CDA had ignored the committee’s earlier advice to stop payments to the contractor.


Azam Khan February 01, 2011

ISLAMABAD: Tests conducted by the Forest Products Research Division (FPRD) of Ministry of Environment have confirmed that the wood being used in the directorate of Parliament Lodges is of substandard quality. The National Assembly Standing Committee on House and Library in its meeting Tuesday will discuss the irregularities in the Rs48 million contract of the Capital Development Authority (CDA) to supply furniture to the Parliament Lodges and MNA Hostel.

The research division has stated in its report that CDA did not provide an appropriate wood sample to conduct the nine necessary tests to specify the quality of wood. It said that it could conduct only two tests, out of which one proved that the wood’s quality was “below average”.

An official of the division said that the test returned 17 per cent moisture content of the wood, which should range from 9 to 12 per cent. “The wood might be out of season or of substandard quality,” the official added.

In a previous meeting, the committee had advised CDA to stop payments to the Parliament Lodges’ contractor, Fine Furnishers. But the CDA continued to make payments to the contractor.

CDA has provided Rs35 million in payments to the contractor.

The issue was taken up by the NA Standing Committee on House and Library after Senator Mian Raza Rabbani and MNA Bilal Yasin expressed dissatisfaction over the quality of furniture being fixed in the Parliament Lodges.

The committee had informed that the quality of wood and foam being fixed in Block A of the Parliament Lodges was lower than what was promised by the civic authority, which is in violation of rules of Public Procurement Regulatory Authority.

FPRD in a letter addressed to NA Standing Committee on House and Library on October 15, 2010, had stated that it needed to conduct a total of nine tests to determine the quality of wood.
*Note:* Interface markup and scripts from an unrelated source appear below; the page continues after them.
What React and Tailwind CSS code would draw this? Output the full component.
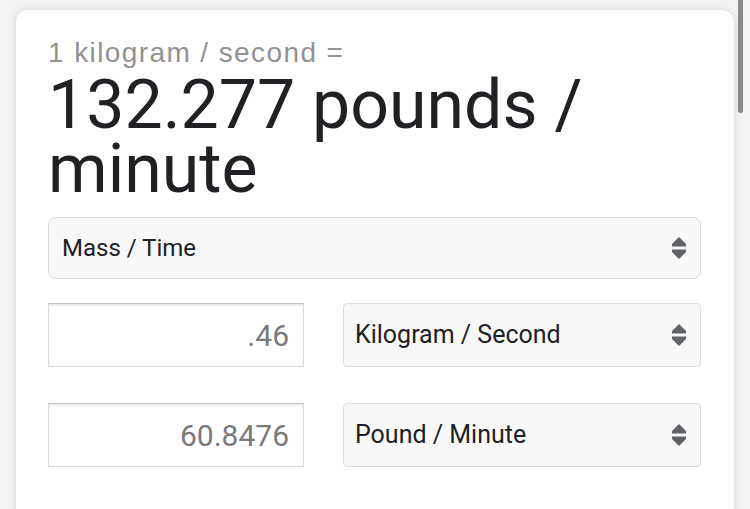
import React from 'react'

const Arrows = () => (
  <svg width="14" height="22" viewBox="0 0 14 22" className="shrink-0">
    <polygon points="7,0 14,7 14,9.5 0,9.5 0,7" fill="#5f6368" />
    <polygon points="0,12.5 14,12.5 14,15 7,22 0,15" fill="#5f6368" />
  </svg>
)

const Select = ({ label, rounded = 'rounded-[4px]' }) => (
  <div className={`flex h-[64px] flex-1 items-center justify-between border border-[#dadce0] bg-[#f8f8f8] pl-[11px] pr-[14px] ${rounded}`}>
    <span className="text-[25px] text-[#202124]">{label}</span>
    <Arrows />
  </div>
)

const ValueBox = ({ value }) => (
  <div className="flex h-[64px] w-[256px] shrink-0 items-center justify-end border border-[#dcdcdc] border-t-[#c4c4c4] bg-white pr-[14px] shadow-[inset_0_2px_2px_rgba(0,0,0,0.08)]">
    <span className="text-[30px] text-[#7a7a7a]">{value}</span>
  </div>
)

export default function App() {
  return (
    <div className="relative h-[509px] w-[750px] overflow-hidden bg-[#f3f3f3] pl-[16px] pr-[16px] pt-[10px] font-['Roboto',sans-serif]">
      <div className="h-[520px] rounded-t-[12px] bg-white pl-[32px] pr-[33px] pt-[27px] shadow-[0_0_8px_rgba(0,0,0,0.12)]">
        <div className="font-['Liberation_Sans',Arial,sans-serif] text-[28px] leading-[32px] tracking-[1.4px] text-[#929292]">
          1 kilogram / second =
        </div>
        <div className="mt-[4px] text-[68px] leading-[64px] text-[#202124]">
          132.277 pounds / minute
        </div>
        <div className="mt-[16px] flex">
          <div className="flex h-[62px] flex-1 items-center justify-between rounded-[8px] border border-[#dadce0] bg-[#f8f8f8] pl-[13px] pr-[14px]">
            <span className="text-[24px] text-[#202124]">Mass / Time</span>
            <Arrows />
          </div>
        </div>
        <div className="mt-[24px] flex gap-[39px]">
          <ValueBox value=".46" />
          <Select label="Kilogram / Second" />
        </div>
        <div className="mt-[36px] flex gap-[39px]">
          <ValueBox value="60.8476" />
          <Select label="Pound / Minute" />
        </div>
      </div>
      <div className="absolute right-[7px] top-0 h-[113px] w-[5px] rounded-b-full bg-[#8b8b8b]" />
    </div>
  )
}
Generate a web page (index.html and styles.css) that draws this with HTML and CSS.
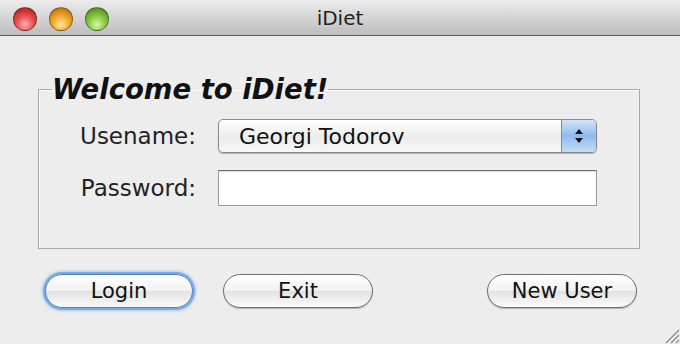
FILE: index.html
```html
<!DOCTYPE html>
<html lang="en">
<head>
    <meta charset="UTF-8">
    <title>iDiet</title>
    <link rel="stylesheet" href="styles.css">
</head>
<body>
    <div class="window">
        <div class="titlebar">
            <div class="lights">
                <span class="light red"></span>
                <span class="light yellow"></span>
                <span class="light green"></span>
            </div>
            <div class="title">iDiet</div>
        </div>
        <div class="content">
            <fieldset class="group">
                <legend>Welcome to iDiet!</legend>
                <div class="form">
                    <label>Usename:</label>
                    <div class="combo">
                        <span class="combo-text">Georgi Todorov</span>
                        <span class="combo-arrows">
                            <svg width="10" height="18" viewBox="0 0 10 18">
                                <path d="M5 2 L9 7 L1 7 Z" fill="#111"/>
                                <path d="M5 16 L9 11 L1 11 Z" fill="#111"/>
                            </svg>
                        </span>
                    </div>
                    <label>Password:</label>
                    <div class="textfield"></div>
                </div>
            </fieldset>
            <div class="buttons">
                <div class="btn focus">Login</div>
                <div class="btn">Exit</div>
                <div class="spacer"></div>
                <div class="btn">New User</div>
            </div>
        </div>
        <svg class="grip" width="20" height="20" viewBox="0 0 20 20">
            <path d="M19 6 L6 19 M19 11 L11 19 M19 16 L16 19" stroke="#888" stroke-width="1.2"/>
        </svg>
    </div>
</body>
</html>
```

FILE: styles.css
```css
*{
    margin: 0;
    padding: 0;
    box-sizing: border-box;
}
body{
    width: 680px;
    height: 344px;
    overflow: hidden;
    font-family: "DejaVu Sans", sans-serif;
    background: #ededed;
}
.window{
    width: 680px;
    height: 344px;
    position: relative;
    background: #ededed;
}
.titlebar{
    height: 36px;
    background: linear-gradient(#ececec, #bdbdbd);
    border-bottom: 1px solid #5a5a5a;
    position: relative;
    display: flex;
    align-items: center;
    justify-content: center;
}
.lights{
    position: absolute;
    left: 13px;
    top: 7px;
    display: flex;
    gap: 12px;
}
.light{
    width: 24px;
    height: 24px;
    border-radius: 50%;
    border: 1px solid rgba(0,0,0,.35);
}
.light.red{
    background: radial-gradient(circle at 50% 75%, #ffb0b0 0, #e84c4c 45%, #a51414 100%);
}
.light.yellow{
    background: radial-gradient(circle at 50% 75%, #ffe9a0 0, #f1a628 45%, #a85f07 100%);
}
.light.green{
    background: radial-gradient(circle at 50% 75%, #d9f7a8 0, #86c541 45%, #3d7a14 100%);
}
.title{
    font-size: 20px;
    color: #222;
    margin-top: 1px;
}
.content{
    padding: 0 40px 0 38px;
}
.group{
    margin-top: 39px;
    height: 174px;
    border: 1px solid #a9a9a9;
    box-shadow: inset 1px 1px 0 #fafafa;
    padding: 0 0 0 13px;
}
.group legend{
    font-size: 27.5px;
    font-weight: bold;
    font-style: italic;
    color: #111;
    padding: 0;
    line-height: 28px;
}
.form{
    display: grid;
    grid-template-columns: 144px 379px;
    column-gap: 22px;
    row-gap: 17px;
    align-items: center;
    margin-top: 16px;
}
.form label{
    font-size: 23px;
    color: #222;
    text-align: right;
}
.combo{
    height: 34px;
    border: 1px solid #8a8a8a;
    border-radius: 5px;
    background: linear-gradient(#ffffff, #ececec 55%, #f7f7f7);
    box-shadow: 0 1px 1px rgba(0,0,0,.25);
    display: flex;
    align-items: center;
    overflow: hidden;
}
.combo-text{
    flex: 1;
    font-size: 22px;
    color: #111;
    padding-left: 20px;
}
.combo-arrows{
    width: 35px;
    height: 100%;
    background: linear-gradient(#d2e4f8, #8fbbef 50%, #c4ddf8);
    border-left: 1px solid #6a8fc0;
    display: flex;
    align-items: center;
    justify-content: center;
}
.textfield{
    height: 36px;
    background: #fff;
    border: 1px solid #9a9a9a;
    border-top-color: #6e6e6e;
    box-shadow: inset 0 1px 1px rgba(0,0,0,.15);
}
.buttons{
    display: flex;
    align-items: center;
    margin-top: 25px;
    padding: 0 3px 0 7px;
    gap: 30px;
}
.spacer{
    flex: 1;
}
.btn{
    width: 150px;
    height: 34px;
    border: 1px solid #6f6f6f;
    border-radius: 17px;
    background: linear-gradient(#ffffff, #f1f1f1 50%, #e2e2e2 51%, #fafafa);
    box-shadow: 0 1px 1px rgba(0,0,0,.25);
    font-size: 21px;
    color: #111;
    display: flex;
    align-items: center;
    justify-content: center;
}
.btn.focus{
    width: 148px;
    border-color: #4a7fc0;
    box-shadow: 0 0 0 2px #7aa9e0, 0 0 3px 3px #a9c9ee;
}
.grip{
    position: absolute;
    right: 0;
    bottom: 0;
}
```
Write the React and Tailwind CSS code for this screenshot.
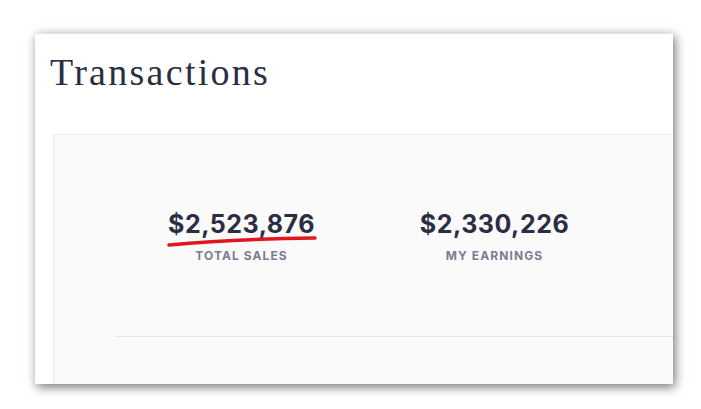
function Stat({ value, label, mark }) {
    return (
        <div className="relative w-[253px] text-center">
            <div className="text-[25px] leading-[30px] font-bold tracking-[0.5px] text-[#2b2e42]" style={{ fontFamily: "Inter, sans-serif" }}>
                {value}
            </div>
            {mark && (
                <svg className="absolute left-[50px] top-[24px]" width="156" height="16" viewBox="0 0 156 16">
                    <path d="M4 12 Q70 6 150 5" fill="none" stroke="#e1161f" strokeWidth="3.5" strokeLinecap="round" />
                </svg>
            )}
            <div className="mt-[9px] text-[12px] leading-4 font-bold tracking-[0.09em] uppercase text-[#7b7e8f]" style={{ fontFamily: "Inter, sans-serif" }}>
                {label}
            </div>
        </div>
    );
}

export default function App() {
    return (
        <div className="w-[701px] h-[409px] bg-white pt-[33px] pl-[35px] overflow-hidden">
            <div className="w-[638px] h-[351px] bg-white overflow-hidden border-t border-[#e4e4e4] shadow-[2px_3px_10px_rgba(0,0,0,0.55)]">
                {/* HEADING */}
                <h1 className="pt-[19px] pl-[15px] text-[38px] leading-[38px] tracking-[0.06em] text-[#2b2e42]" style={{ fontFamily: '"Liberation Serif", serif' }}>
                    Transactions
                </h1>

                {/* CARD */}
                <div className="mt-[43px] ml-[18px] w-[700px] h-[300px] bg-[#fafafa] border border-[#ececec] rounded-[3px] pt-[74px]">
                    <div className="flex pl-[61px]">
                        <Stat value="$2,523,876" label="Total Sales" mark />
                        <Stat value="$2,330,226" label="My Earnings" />
                    </div>
                    <div className="mt-[72px] ml-[61px] h-px bg-[#e3e3e9]" />
                </div>
            </div>
        </div>
    );
}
These tests include wood identification, moisture content percentage, density, hardness, modulus of elasticity, modulus of rupture, compression parallel to grain, compression perpendicular to grain and cleavage.

However, Parliament Lodges Directorate’s Deputy Director (Civil) Mukhtar Ahmed Khan insisted that CDA required only two out of the nine tests to determine the quality of wood.

Published in The Express Tribune, February 1st, 2011.